TASK OBJECTIVE:
Omit all pictures, then retype the data exactly as given.

INFORMATION SHOWN:
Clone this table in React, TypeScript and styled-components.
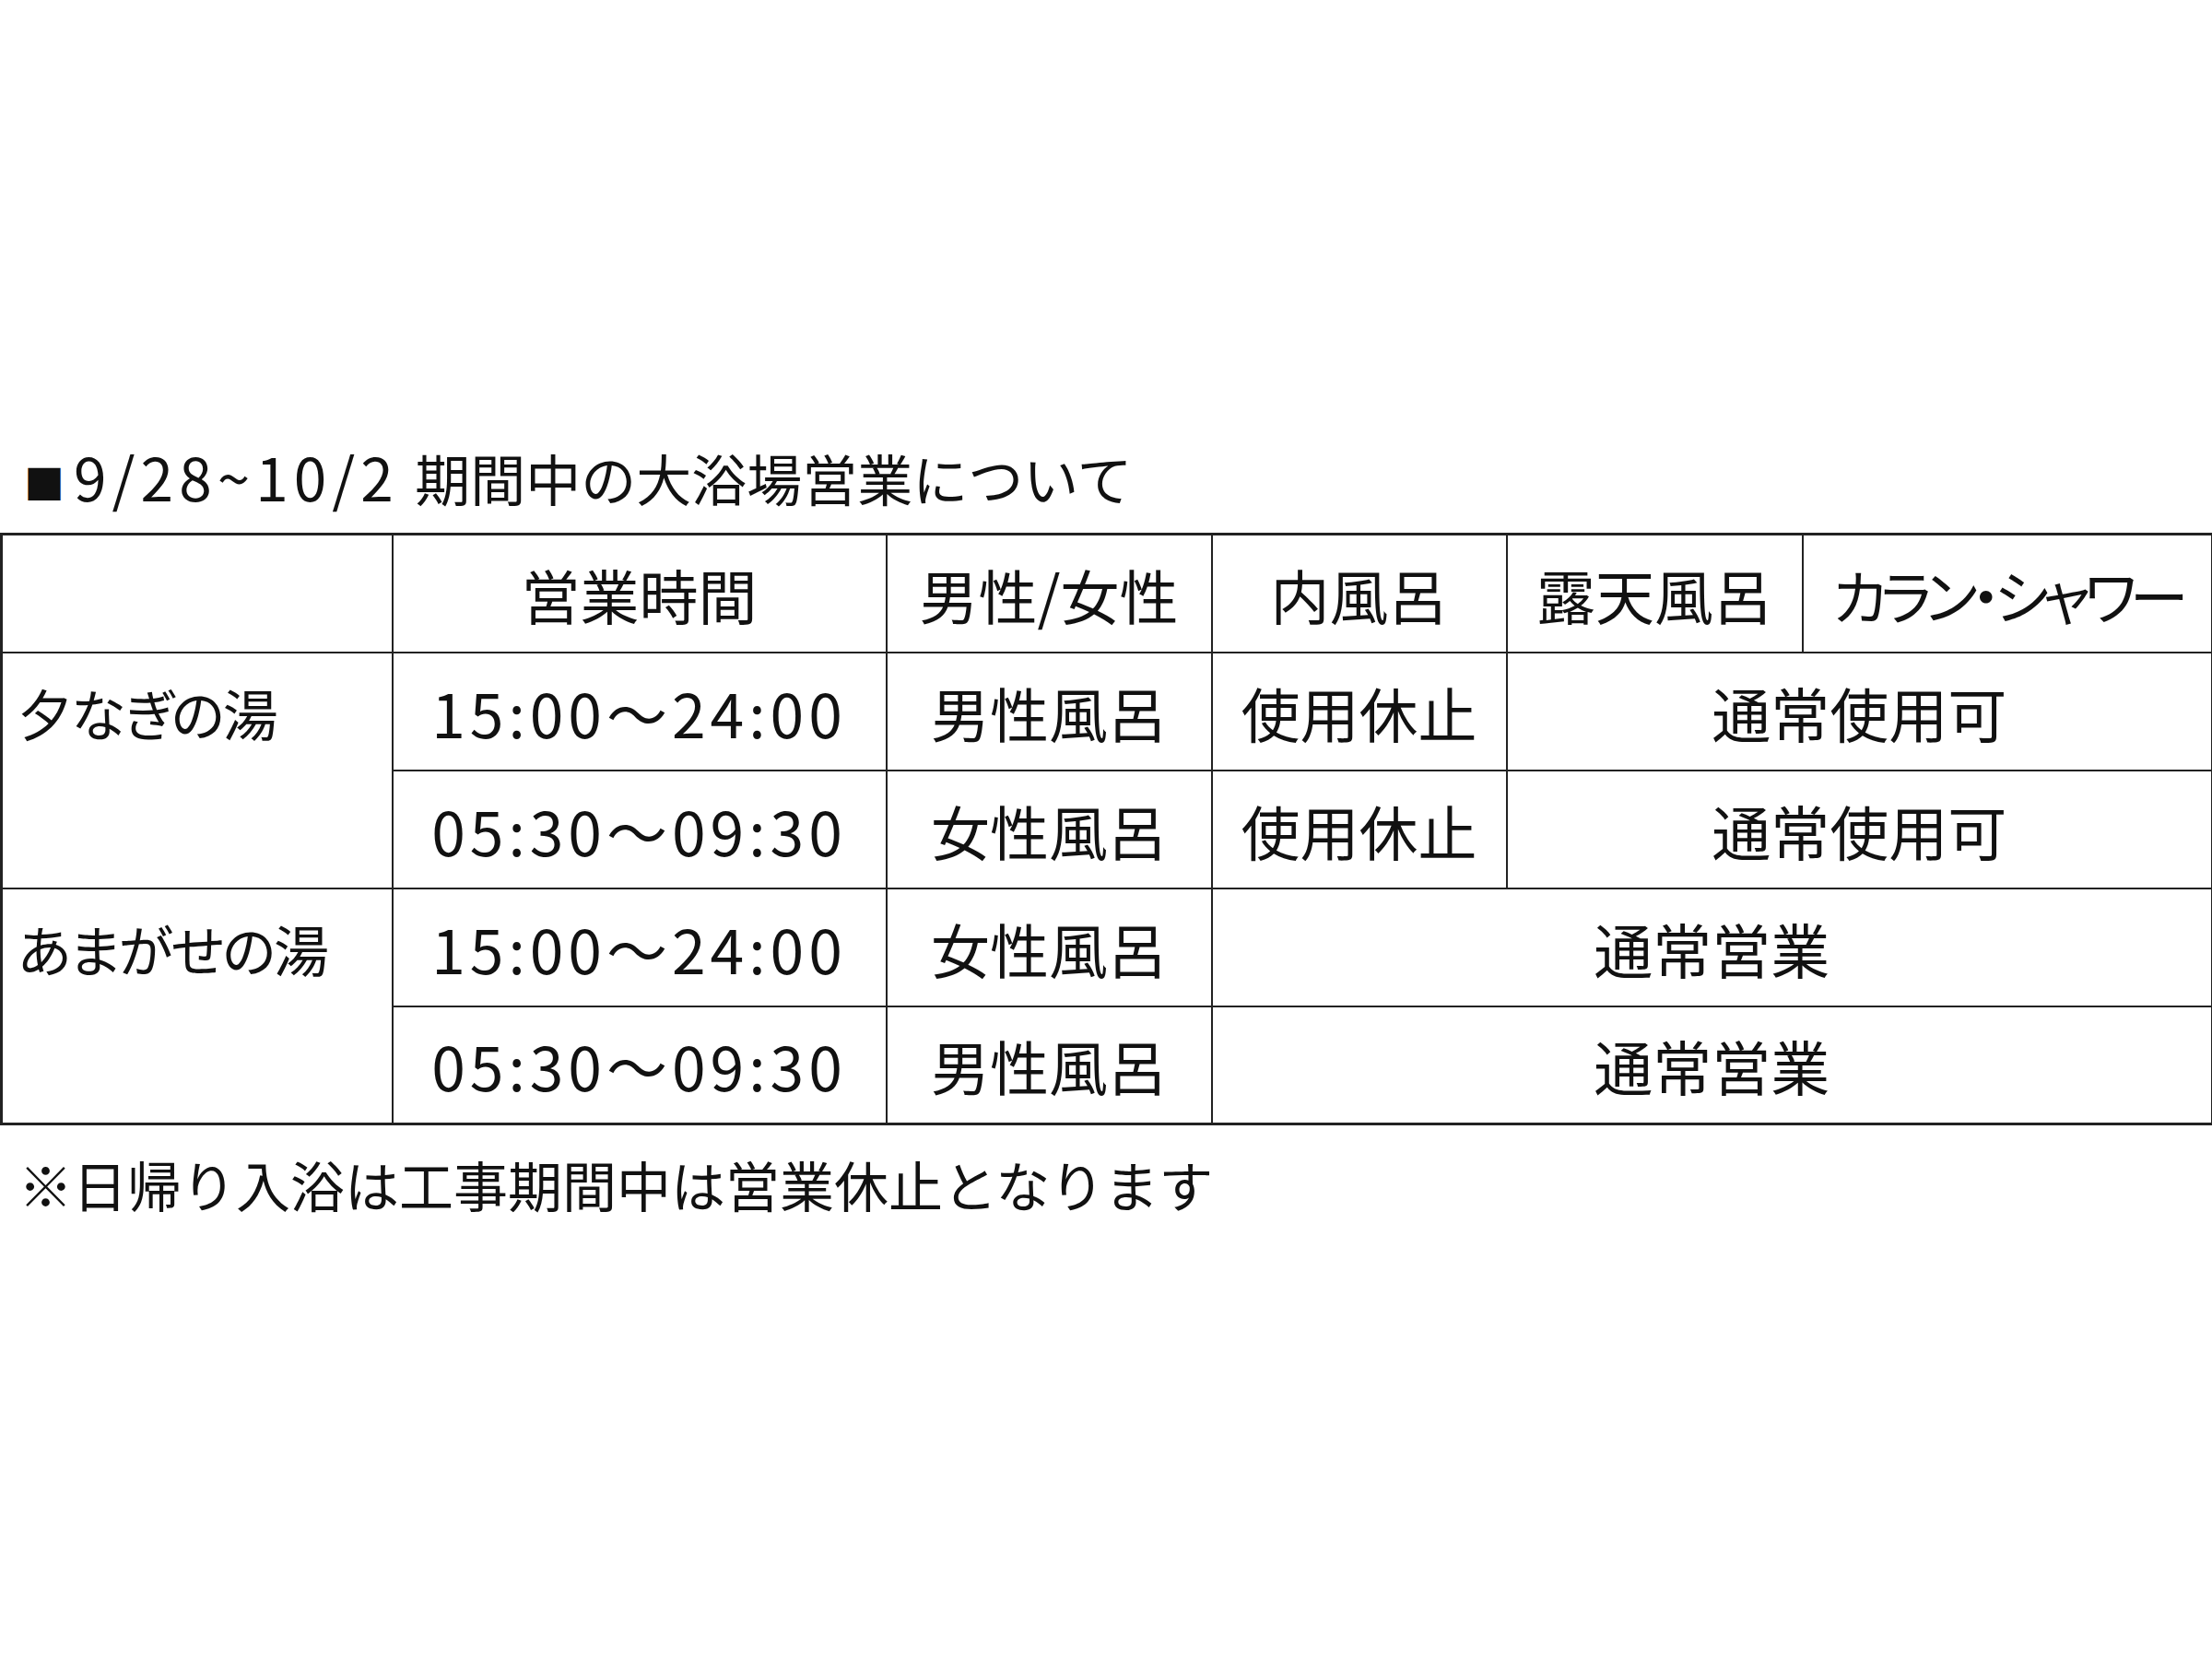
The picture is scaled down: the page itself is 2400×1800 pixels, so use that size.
import React from "react";
import styled, { createGlobalStyle } from "styled-components";

type Row = {
  place?: string;
  span?: number;
  time: string;
  bath: string;
  inner?: string;
  rest: string;
  restSpan: number;
};

const rows: Row[] = [
  { place: "夕なぎの湯", span: 2, time: "15:00～24:00", bath: "男性風呂", inner: "使用休止", rest: "通常使用可", restSpan: 2 },
  { time: "05:30～09:30", bath: "女性風呂", inner: "使用休止", rest: "通常使用可", restSpan: 2 },
  { place: "あまがせの湯", span: 2, time: "15:00～24:00", bath: "女性風呂", rest: "通常営業", restSpan: 3 },
  { time: "05:30～09:30", bath: "男性風呂", rest: "通常営業", restSpan: 3 },
];

const headers = ["営業時間", "男性/女性", "内風呂", "露天風呂", "カラン・シャワー"];
const colWidths = [424, 536, 353, 320, 321, 445];

export default function App() {
  return (
    <Page>
      <GlobalStyle />
      <Heading>
        <Mark>■</Mark>
        <Dates>9/28~10/2</Dates> 期間中の大浴場営業について
      </Heading>
      <Table>
        <colgroup>
          {colWidths.map((w, i) => (
            <col key={i} style={{ width: w }} />
          ))}
        </colgroup>
        <tbody>
          <tr>
            <Cell />
            {headers.map((h) => (
              <Cell key={h} $center $narrow={h === "カラン・シャワー"}>
                {h}
              </Cell>
            ))}
          </tr>
          {rows.map((r, i) => (
            <tr key={i}>
              {r.place && <PlaceCell rowSpan={r.span}>{r.place}</PlaceCell>}
              <TimeCell>{r.time}</TimeCell>
              <Cell $center>{r.bath}</Cell>
              {r.inner && <Cell $center>{r.inner}</Cell>}
              <Cell $center colSpan={r.restSpan}>
                {r.rest}
              </Cell>
            </tr>
          ))}
        </tbody>
      </Table>
      <Note>※日帰り入浴は工事期間中は営業休止となります</Note>
    </Page>
  );
}

const GlobalStyle = createGlobalStyle`
  body {
    margin: 0;
    background: #ffffff;
    color: #111111;
    font-family: "Noto Sans CJK JP", "Noto Sans", sans-serif;
  }
`;

const Page = styled.div`
  width: 2400px;
  height: 1800px;
  padding-top: 476px;
  box-sizing: border-box;
  overflow: hidden;
`;

const Heading = styled.div`
  font-size: 60px;
  line-height: 80px;
  height: 80px;
  padding-left: 26px;
  margin-bottom: 22px;
  white-space: nowrap;
`;

const Mark = styled.span`
  font-size: 44px;
  margin-right: 10px;
  vertical-align: 2px;
`;

const Dates = styled.span`
  font-size: 64px;
  letter-spacing: 6px;
  margin-right: 4px;
`;

const Table = styled.table`
  width: 2399px;
  border-collapse: collapse;
  table-layout: fixed;
  border: 3px solid #222222;

  tr {
    height: 128px;
  }
`;

const Cell = styled.td<{ $center?: boolean; $narrow?: boolean }>`
  border: 2px solid #222222;
  padding: 0;
  font-size: 64px;
  line-height: 80px;
  text-align: ${(p) => (p.$center ? "center" : "left")};
  vertical-align: middle;
  white-space: nowrap;
  overflow: hidden;
  font-feature-settings: ${(p) => (p.$narrow ? '"palt"' : "normal")};
  letter-spacing: ${(p) => (p.$narrow ? "-7px" : "0")};
`;

const PlaceCell = styled(Cell)`
  vertical-align: top;
  padding: 24px 0 0 16px;
  font-size: 60px;
  font-feature-settings: "palt";
  letter-spacing: -2px;
`;

const TimeCell = styled(Cell)`
  text-align: center;
  font-size: 66px;
  letter-spacing: 5px;
`;

const Note = styled.div`
  font-size: 59px;
  line-height: 80px;
  padding-left: 20px;
  margin-top: 24px;
  white-space: nowrap;
`;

SOLUTION FOR THIS EXERCISE:
Clone this table in React, TypeScript and styled-components.
The picture is scaled down: the page itself is 2400×1800 pixels, so use that size.
import React from "react";
import styled, { createGlobalStyle } from "styled-components";

type Row = {
  place?: string;
  span?: number;
  time: string;
  bath: string;
  inner?: string;
  rest: string;
  restSpan: number;
};

const rows: Row[] = [
  { place: "夕なぎの湯", span: 2, time: "15:00～24:00", bath: "男性風呂", inner: "使用休止", rest: "通常使用可", restSpan: 2 },
  { time: "05:30～09:30", bath: "女性風呂", inner: "使用休止", rest: "通常使用可", restSpan: 2 },
  { place: "あまがせの湯", span: 2, time: "15:00～24:00", bath: "女性風呂", rest: "通常営業", restSpan: 3 },
  { time: "05:30～09:30", bath: "男性風呂", rest: "通常営業", restSpan: 3 },
];

const headers = ["営業時間", "男性/女性", "内風呂", "露天風呂", "カラン・シャワー"];
const colWidths = [424, 536, 353, 320, 321, 445];

export default function App() {
  return (
    <Page>
      <GlobalStyle />
      <Heading>
        <Mark>■</Mark>
        <Dates>9/28~10/2</Dates> 期間中の大浴場営業について
      </Heading>
      <Table>
        <colgroup>
          {colWidths.map((w, i) => (
            <col key={i} style={{ width: w }} />
          ))}
        </colgroup>
        <tbody>
          <tr>
            <Cell />
            {headers.map((h) => (
              <Cell key={h} $center $narrow={h === "カラン・シャワー"}>
                {h}
              </Cell>
            ))}
          </tr>
          {rows.map((r, i) => (
            <tr key={i}>
              {r.place && <PlaceCell rowSpan={r.span}>{r.place}</PlaceCell>}
              <TimeCell>{r.time}</TimeCell>
              <Cell $center>{r.bath}</Cell>
              {r.inner && <Cell $center>{r.inner}</Cell>}
              <Cell $center colSpan={r.restSpan}>
                {r.rest}
              </Cell>
            </tr>
          ))}
        </tbody>
      </Table>
      <Note>※日帰り入浴は工事期間中は営業休止となります</Note>
    </Page>
  );
}

const GlobalStyle = createGlobalStyle`
  body {
    margin: 0;
    background: #ffffff;
    color: #111111;
    font-family: "Noto Sans CJK JP", "Noto Sans", sans-serif;
  }
`;

const Page = styled.div`
  width: 2400px;
  height: 1800px;
  padding-top: 476px;
  box-sizing: border-box;
  overflow: hidden;
`;

const Heading = styled.div`
  font-size: 60px;
  line-height: 80px;
  height: 80px;
  padding-left: 26px;
  margin-bottom: 22px;
  white-space: nowrap;
`;

const Mark = styled.span`
  font-size: 44px;
  margin-right: 10px;
  vertical-align: 2px;
`;

const Dates = styled.span`
  font-size: 64px;
  letter-spacing: 6px;
  margin-right: 4px;
`;

const Table = styled.table`
  width: 2399px;
  border-collapse: collapse;
  table-layout: fixed;
  border: 3px solid #222222;

  tr {
    height: 128px;
  }
`;

const Cell = styled.td<{ $center?: boolean; $narrow?: boolean }>`
  border: 2px solid #222222;
  padding: 0;
  font-size: 64px;
  line-height: 80px;
  text-align: ${(p) => (p.$center ? "center" : "left")};
  vertical-align: middle;
  white-space: nowrap;
  overflow: hidden;
  font-feature-settings: ${(p) => (p.$narrow ? '"palt"' : "normal")};
  letter-spacing: ${(p) => (p.$narrow ? "-7px" : "0")};
`;

const PlaceCell = styled(Cell)`
  vertical-align: top;
  padding: 24px 0 0 16px;
  font-size: 60px;
  font-feature-settings: "palt";
  letter-spacing: -2px;
`;

const TimeCell = styled(Cell)`
  text-align: center;
  font-size: 66px;
  letter-spacing: 5px;
`;

const Note = styled.div`
  font-size: 59px;
  line-height: 80px;
  padding-left: 20px;
  margin-top: 24px;
  white-space: nowrap;
`;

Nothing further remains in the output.